Unless you meant that these applications are obligated to enforce such policy by a law that is out of their control I don't find this argument to be strong. Many applications make poor engineering and design decisions, including choosing unnecessary password/email validations. It shouldn't be a reason for libraries and frameworks to accommodate these poor choices.

Having said that,

password complexity / length policies are frequenty requirements to pass audits; password complexity / length should have a reference implementation to avoid errors in implementation;

These are strong arguments in favor of having this feature added as an optional one. There is little developers can do when it comes to complying with the law. And having a shared implementation in such cases is a huge win. I was coming from Rails perspective where the feature would become the only implementation of a "strong password" concept making it look like the only correct way to do strong passwords. Here proposal is different, it's an option that isn't enabled by default so I have nothing of a substance to say against. I just hope that applications won't reach for this feature without absolute necessity and let me use my long, secure, easy to remember and easy to type passwords.

nvasilevski avatar Jan 16 '25 14:01 nvasilevski

Hey @nvasilevski

Here Proposal is different, it's an option that isn't enabled by default so I have nothing of a substance to say against. I just hope that applications won't reach for this feature without absolute necessity and let me use my long, secure, easy to remember and easy to type passwords.

Man, to be honest, it's a mess. PCI Compliancy just to name one standard (probably the most used one) is directly asking for complexity + MFA. This practically means by law as all ecommerce companies over a certain volume need to adhere.
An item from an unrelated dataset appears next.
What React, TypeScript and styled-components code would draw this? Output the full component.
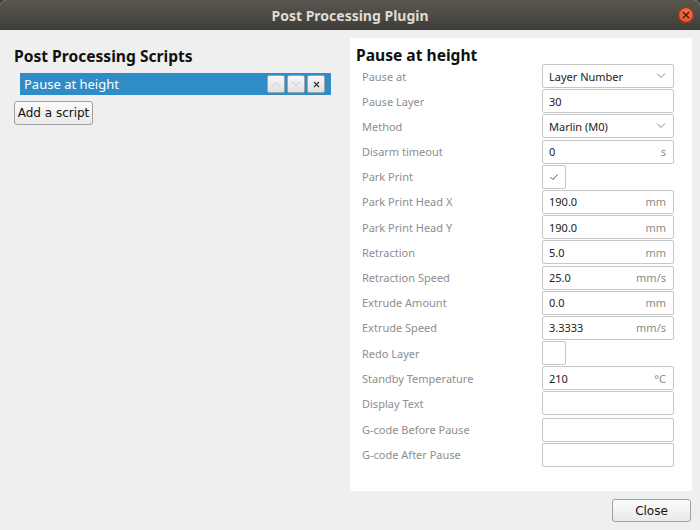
import React from "react";
import styled, { createGlobalStyle } from "styled-components";

const Global = createGlobalStyle`
  html, body { margin: 0; padding: 0; background: #3a3935; }
  body { font-family: "Noto Sans", "DejaVu Sans", sans-serif; }
  * { box-sizing: border-box; }
`;

const Window = styled.div`
  width: 700px;
  height: 530px;
  display: flex;
  flex-direction: column;
  background: #efefef;
  border-radius: 6px 6px 0 0;
  overflow: hidden;
`;

const TitleBar = styled.div`
  height: 30px;
  flex: none;
  position: relative;
  display: flex;
  align-items: center;
  justify-content: center;
  background: linear-gradient(#5a5750, #3e3d38);
  color: #dfdbd2;
  font: bold 14px "Noto Sans", sans-serif;
`;

const WinClose = styled.div`
  position: absolute;
  right: 6px;
  top: 7px;
  width: 16px;
  height: 16px;
  border-radius: 50%;
  background: radial-gradient(circle at 50% 35%, #f27747, #d9481a);
  box-shadow: 0 0 0 1px #7a3218 inset;
  display: flex;
  align-items: center;
  justify-content: center;
`;

const Main = styled.div`
  flex: 1;
  display: flex;
  padding: 8px 8px 0 0;
`;

const Left = styled.div`
  flex: 1;
  padding: 9px 0 0 14px;
  display: flex;
  flex-direction: column;
  align-items: flex-start;
`;

const Heading = styled.div`
  font: bold 15.6px "Noto Sans", sans-serif;
  color: #111;
  line-height: 18px;
  height: 18px;
`;

const ListItem = styled.div`
  margin: 8px 0 0 6px;
  width: 311px;
  height: 22px;
  background: #308cc6;
  color: #fff;
  font: 13px "Noto Sans", sans-serif;
  display: flex;
  align-items: center;
  padding: 0 6px 0 4px;
`;

const ItemName = styled.span`
  flex: 1;
`;

const MiniButtons = styled.div`
  display: flex;
  gap: 2px;
`;

const MiniButton = styled.div`
  width: 18px;
  height: 18px;
  border: 1px solid #a3a3a3;
  border-radius: 2px;
  background: linear-gradient(#f7f7f7, #e2e2e2);
  display: flex;
  align-items: center;
  justify-content: center;
`;

const PushButton = styled.button`
  height: 24px;
  width: 79px;
  padding: 0;
  border: 1px solid #a0a0a0;
  border-radius: 3px;
  background: linear-gradient(#fbfbfb, #e9e9e9);
  font: 12px "DejaVu Sans", sans-serif;
  color: #111;
`;

const AddButton = styled(PushButton)`
  margin-top: 6px;
`;

const Panel = styled.div`
  width: 342px;
  background: #fff;
  padding: 8px 0 0 6px;
  display: flex;
  flex-direction: column;
`;

const Form = styled.div`
  display: grid;
  grid-template-columns: 180px 132px;
  row-gap: 1.2px;
  padding-left: 6px;
  align-items: center;
`;

const Label = styled.div<{ $gap?: boolean }>`
  font: 11px "Noto Sans", sans-serif;
  color: #8e8e8e;
  margin-top: ${(p) => (p.$gap ? "1px" : "0")};
`;

const Field = styled.div<{ $gap?: boolean }>`
  height: 24px;
  border: 1px solid #c6c6c6;
  border-radius: 2px;
  background: #fff;
  display: flex;
  align-items: center;
  padding: 0 7px 0 6px;
  font: 11px "Noto Sans", sans-serif;
  color: #222;
  margin-top: ${(p) => (p.$gap ? "1px" : "0")};
`;

const Value = styled.span`
  flex: 1;
`;

const Unit = styled.span`
  color: #8a8a8a;
`;

const Check = styled.div`
  width: 24px;
  height: 24px;
  border: 1px solid #c6c6c6;
  border-radius: 2px;
  background: #fff;
  display: flex;
  align-items: center;
  justify-content: center;
`;

const Footer = styled.div`
  height: 39px;
  flex: none;
  display: flex;
  justify-content: flex-end;
  padding: 8px 9px 0 0;
`;

const CloseButton = styled(PushButton)`
  height: 23px;
`;

const Chevron = ({ up = false, color = "#777" }: { up?: boolean; color?: string }) => (
  <svg width="10" height="6" viewBox="0 0 10 6">
    <path d={up ? "M1 5.5 L5 1.5 L9 5.5" : "M1 0.5 L5 4.5 L9 0.5"} fill="none" stroke={color} strokeWidth="1" />
  </svg>
);

type Row = { label: string; kind: "select" | "text" | "check"; value?: string; unit?: string; checked?: boolean; gap?: boolean };

const rows: Row[] = [
  { label: "Pause at", kind: "select", value: "Layer Number" },
  { label: "Pause Layer", kind: "text", value: "30" },
  { label: "Method", kind: "select", value: "Marlin (M0)" },
  { label: "Disarm timeout", kind: "text", value: "0", unit: "s" },
  { label: "Park Print", kind: "check", checked: true },
  { label: "Park Print Head X", kind: "text", value: "190.0", unit: "mm" },
  { label: "Park Print Head Y", kind: "text", value: "190.0", unit: "mm" },
  { label: "Retraction", kind: "text", value: "5.0", unit: "mm" },
  { label: "Retraction Speed", kind: "text", value: "25.0", unit: "mm/s" },
  { label: "Extrude Amount", kind: "text", value: "0.0", unit: "mm" },
  { label: "Extrude Speed", kind: "text", value: "3.3333", unit: "mm/s" },
  { label: "Redo Layer", kind: "check", checked: false },
  { label: "Standby Temperature", kind: "text", value: "210", unit: "°C" },
  { label: "Display Text", kind: "text", value: "" },
  { label: "G-code Before Pause", kind: "text", value: "", gap: true },
  { label: "G-code After Pause", kind: "text", value: "" },
];

export default function App() {
  return (
    <>
      <Global />
      <Window>
        <TitleBar>
          Post Processing Plugin
          <WinClose>
            <svg width="8" height="8" viewBox="0 0 8 8">
              <path d="M1 1 L7 7 M7 1 L1 7" stroke="#3a1a0c" strokeWidth="1.4" />
            </svg>
          </WinClose>
        </TitleBar>
        <Main>
          <Left>
            <Heading>Post Processing Scripts</Heading>
            <ListItem>
              <ItemName>Pause at height</ItemName>
              <MiniButtons>
                <MiniButton>
                  <Chevron up color="#c4c4c4" />
                </MiniButton>
                <MiniButton>
                  <Chevron color="#c4c4c4" />
                </MiniButton>
                <MiniButton>
                  <svg width="7" height="7" viewBox="0 0 7 7">
                    <path d="M1 1 L6 6 M6 1 L1 6" stroke="#333" strokeWidth="1.2" />
                  </svg>
                </MiniButton>
              </MiniButtons>
            </ListItem>
            <AddButton>Add a script</AddButton>
          </Left>
          <Panel>
            <Heading>Pause at height</Heading>
            <Form>
              {rows.map((r) => (
                <React.Fragment key={r.label}>
                  <Label $gap={r.gap}>{r.label}</Label>
                  {r.kind === "check" ? (
                    <Check>
                      {r.checked && (
                        <svg width="10" height="8" viewBox="0 0 10 8">
                          <path d="M1.5 4 L4 6.5 L8.5 1.5" fill="none" stroke="#555" strokeWidth="1" />
                        </svg>
                      )}
                    </Check>
                  ) : (
                    <Field $gap={r.gap}>
                      <Value>{r.value}</Value>
                      {r.kind === "select" ? <Chevron color="#888" /> : r.unit && <Unit>{r.unit}</Unit>}
                    </Field>
                  )}
                </React.Fragment>
              ))}
            </Form>
          </Panel>
        </Main>
        <Footer>
          <CloseButton>Close</CloseButton>
        </Footer>
      </Window>
    </>
  );
}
NIST is saying the opposite.

It should be everybody's choice guided by strong conventions how to do it (which means here) and that's why I am pushing for it.

Also I believe it's not good to run for anything to a separate gem, this is really low hanging fruit and could be done with relatively little effort here and thanks to @kykyi we are half the way there :)

fthobe avatar Jan 16 '25 14:01 fthobe

@datpmt i have some time on Wednesday to test this with spree and solidus. Is there anything I should be particularly attentive off?

fthobe avatar Jan 20 '25 09:01 fthobe

@datpmt i have some time on Wednesday to test this with spree and solidus. Is there anything I should be particularly attentive off?

@fthobe You need to pay attention to the require_special and special_characters params. I think require_special is somewhat redundant. If I do it, I will only use special_characters. If it's empty, then no special character is required, and vice versa.

datpmt avatar Jan 20 '25 15:01 datpmt

@kykyi can you implement a change? @datpmt argument of uniting special and special_characters is very valid to keep everything streamlined. I can test it out on Wednesday with some gems that use devise.

fthobe avatar Jan 20 '25 15:01 fthobe

@kykyi thanks!

@datpmt this should be as you wanted it.

fthobe avatar Jan 21 '25 08:01 fthobe

@kykyi also given the small amount of files involved you could consider to squash the commits as "merge..." is not a great commit Name for clarity.

fthobe avatar Jan 21 '25 08:01 fthobe

@datpmt worked for me, did you encounter any issues?

fthobe avatar Jan 29 '25 16:01 fthobe

@datpmt Baden (@kykyi ) was kind enough to make the changes. Could we carry this over the finish line?

fthobe avatar Mar 06 '25 18:03 fthobe

@fthobe for sure, thanks @datpmt, we need a maintainer to approve though?